- The Washington Times - Wednesday, July 22, 2020

The ACLU and Sierra Club filed an emergency request Wednesday for the Supreme Court to step in and halt construction of President Trump’s border wall, saying the administration has lost in nearly every court yet has still managed to build hundreds of miles of fencing.

The demand came just days after a federal appeals court ruled Mr. Trump violated core separation of powers limits when he spent more money on the wall than Congress allocated. But the Supreme Court last year said construction could continue while the cases are still being argued in lower courts.

The Sierra Club and the American Civil Liberties Union said the administration is using that window of opportunity to speed up its building.

“Defendants have spent the past year rushing construction of a border wall that Congress denied and that multiple courts have all found unlawful,” the groups said. “At this juncture, the court’s stay, far from preserving the status quo, will permit defendants to complete their project.”

The border wall was Mr. Trump’s most prominent campaign promise from 2016, and he has fought through myriad obstacles to pursue construction.

As of last week, Homeland Security had built four new miles of wall up along the border and 22 miles of secondary wall set back from the main wall. The department has also replaced 219 miles of outdated walls left over from the Clinton, Bush and Obama years.

Mr. Trump says about 200 more miles are due to be completed by the end of this year, with nearly 300 more miles in the pipeline for future years.

Most of that construction is being done with money Mr. Trump siphoned from Pentagon accounts to go to wall building.

His opponents, including even some Republicans on Capitol Hill, say Congress controls the spending and he has violated key constitutional barriers by spending money lawmakers did not explicitly approve.

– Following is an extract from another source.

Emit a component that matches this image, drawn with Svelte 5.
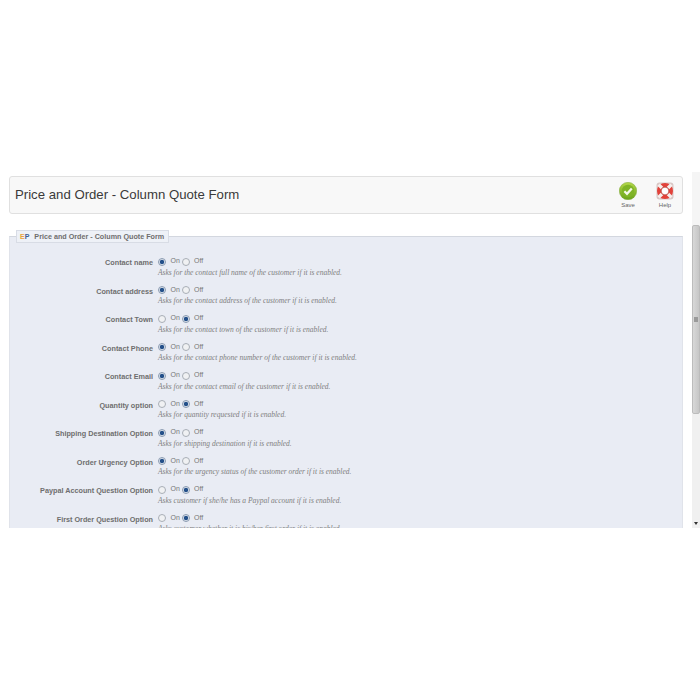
<script>
  const options = [
    { label: 'Contact name', on: true, help: 'Asks for the contact full name of the customer if it is enabled.' },
    { label: 'Contact address', on: true, help: 'Asks for the contact address of the customer if it is enabled.' },
    { label: 'Contact Town', on: false, help: 'Asks for the contact town of the customer if it is enabled.' },
    { label: 'Contact Phone', on: true, help: 'Asks for the contact phone number of the customer if it is enabled.' },
    { label: 'Contact Email', on: true, help: 'Asks for the contact email of the customer if it is enabled.' },
    { label: 'Quantity option', on: false, help: 'Asks for quantity requested if it is enabled.' },
    { label: 'Shipping Destination Option', on: true, help: 'Asks for shipping destination if it is enabled.' },
    { label: 'Order Urgency Option', on: true, help: 'Asks for the urgency status of the customer order if it is enabled.' },
    { label: 'Paypal Account Question Option', on: false, help: 'Asks customer if she/he has a Paypal account if it is enabled.' },
    { label: 'First Order Question Option', on: false, help: 'Asks customer whether it is his/her first order if it is enabled.' }
  ];
</script>

<div class="page">
  <div class="frame">
    <div class="content">
      <div class="toolbar">
        <h1>Price and Order - Column Quote Form</h1>
        <div class="actions">
          <div class="action">
            <svg width="18" height="18" viewBox="0 0 18 18">
              <defs>
                <linearGradient id="saveFill" x1="0" y1="0" x2="0" y2="1">
                  <stop offset="0" stop-color="#b4d84a" />
                  <stop offset="1" stop-color="#6aa31a" />
                </linearGradient>
              </defs>
              <circle cx="9" cy="9" r="8.7" fill="url(#saveFill)" stroke="#7fa83a" stroke-width="0.5" />
              <circle cx="9" cy="9" r="6.2" fill="#7fb427" />
              <path d="M5.4 9.2 L8 11.8 L12.8 6.4" fill="none" stroke="#f6f9ea" stroke-width="2.2" />
            </svg>
            <span>Save</span>
          </div>
          <div class="action">
            <svg width="18" height="18" viewBox="0 0 18 18">
              <rect x="0.5" y="0.5" width="17" height="17" rx="3" fill="#d8c6c4" />
              <circle cx="9" cy="9" r="8" fill="#e2423a" />
              <path d="M2.6 2.6 L6 6 M15.4 2.6 L12 6 M2.6 15.4 L6 12 M15.4 15.4 L12 12" stroke="#f6eeec" stroke-width="3.4" />
              <circle cx="9" cy="9" r="3.9" fill="#fff" stroke="#b5453c" stroke-width="0.8" />
            </svg>
            <span>Help</span>
          </div>
        </div>
      </div>

      <fieldset>
        <legend><b class="logo"><i>E</i><u>P</u></b>Price and Order - Column Quote Form</legend>
        {#each options as opt}
          <div class="row">
            <div class="name">{opt.label}</div>
            <div class="field">
              <div class="radios">
                <span class="radio" class:checked={opt.on}></span>
                <span class="val">On</span>
                <span class="radio second" class:checked={!opt.on}></span>
                <span class="val">Off</span>
              </div>
              <p>{opt.help}</p>
            </div>
          </div>
        {/each}
      </fieldset>
    </div>
    <div class="scrollbar">
      <div class="gap"></div>
      <div class="thumb"><span class="grip"></span></div>
      <div class="track"><span class="arrow"></span></div>
    </div>
  </div>
</div>

<style>
  :global(body) {
    background: #fff;
    font-family: "Liberation Sans", Arial, sans-serif;
  }

  .page {
    width: 700px;
    height: 700px;
    padding-top: 172px;
    box-sizing: border-box;
    overflow: hidden;
  }

  .frame {
    display: flex;
    height: 356px;
    overflow: hidden;
  }

  .content {
    width: 692px;
    padding: 4px 9px 0;
    box-sizing: border-box;
  }

  .toolbar {
    display: flex;
    align-items: center;
    justify-content: space-between;
    width: 674px;
    height: 38px;
    box-sizing: border-box;
    padding: 0 9px 0 5px;
    background: #f8f8f8;
    border: 1px solid #e0e0e0;
    border-radius: 3px;
  }

  h1 {
    margin: 0 0 2px;
    font-size: 13.2px;
    font-weight: normal;
    color: #3a3a3a;
  }

  .actions {
    display: flex;
    gap: 19px;
    transform: translateX(1px);
  }

  .action {
    display: flex;
    flex-direction: column;
    align-items: center;
    width: 18px;
    font-size: 6px;
    color: #666;
  }

  .action span {
    margin-top: 2px;
  }

  fieldset {
    width: 674px;
    margin: 16px 0 0;
    padding: 5px 0 0;
    box-sizing: border-box;
    background: #e9ecf4;
    border: 0;
    border-top: 1px solid #d3d7df;
    border-left: 1px solid #e0e3ea;
    border-right: 1px solid #e0e3ea;
    min-width: 0;
  }

  legend {
    margin-left: 6px;
    padding: 0 0 0 3px;
    height: 13px;
    line-height: 12px;
    box-sizing: border-box;
    width: 153px;
    white-space: nowrap;
    font-size: 7.2px;
    font-weight: bold;
    color: #6e6e6e;
    background: #eef1f7;
    border: 1px solid #d8dce5;
  }

  .logo {
    margin-right: 5px;
    font-size: 7px;
  }

  .logo i {
    font-style: normal;
    color: #e8a33c;
  }

  .logo u {
    text-decoration: none;
    color: #3b5f94;
  }

  .row {
    display: flex;
    height: 28.55px;
  }

  .name {
    width: 143px;
    padding-top: 10px;
    text-align: right;
    font-size: 7.25px;
    font-weight: bold;
    color: #6e6e6e;
    white-space: nowrap;
  }

  .field {
    margin-left: 5px;
    padding-top: 7px;
  }

  .radios {
    display: flex;
    align-items: center;
    height: 11px;
  }

  .radio {
    width: 6px;
    height: 6px;
    margin-top: 2px;
    border: 0.5px solid #a8aeb6;
    border-radius: 50%;
    background: #f0f1f3;
    box-sizing: content-box;
  }

  .radio.checked {
    background: radial-gradient(circle, #24508a 0 1.8px, #dfe6ef 2.6px);
    border-color: #8a9ab0;
  }

  .radio.second {
    margin-left: 3px;
  }

  .val {
    margin-left: 4.5px;
    font-size: 7px;
    color: #777;
    width: 8px;
  }

  p {
    margin: 1.5px 0 0;
    font-family: "Liberation Serif", "Times New Roman", serif;
    font-style: italic;
    font-size: 7.5px;
    line-height: 9px;
    color: #808080;
    white-space: nowrap;
  }

  .scrollbar {
    display: flex;
    flex-direction: column;
    flex: 1;
    background: #f1f1f1;
  }

  .gap {
    height: 53px;
    background: #f5f5f5;
  }

  .thumb {
    display: flex;
    align-items: center;
    justify-content: center;
    height: 189px;
    box-sizing: border-box;
    border: 1px solid #bcbcbc;
    border-radius: 2px;
    background: linear-gradient(90deg, #d8d8d8, #c6c6c6);
  }

  .grip {
    width: 4px;
    height: 5px;
    background: #9a9a9a;
  }

  .track {
    flex: 1;
    display: flex;
    align-items: flex-end;
    justify-content: center;
    padding-bottom: 3px;
    background: #f0f0f0;
  }

  .arrow {
    width: 0;
    height: 0;
    border-left: 2px solid transparent;
    border-right: 2px solid transparent;
    border-top: 3px solid #333;
  }
</style>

The administration argues that Congress never specifically banned him from siphoning the money, and indeed other parts of law allow him to move funds among accounts, so what he did was legal.

Most lower courts have sided with the president’s opponents, but last July the Supreme Court, in one of the cases, ruled that construction should continue until the case reached the high court.

“If the administration succeeds, there will be no border wall construction left to stop by the time the Supreme Court hears this case,” said Dror Ladin, a lawyer with the ACLU. “We’re asking the Supreme Court to join the lower courts and put a stop to the president’s destructive wall obsession before it’s too late.”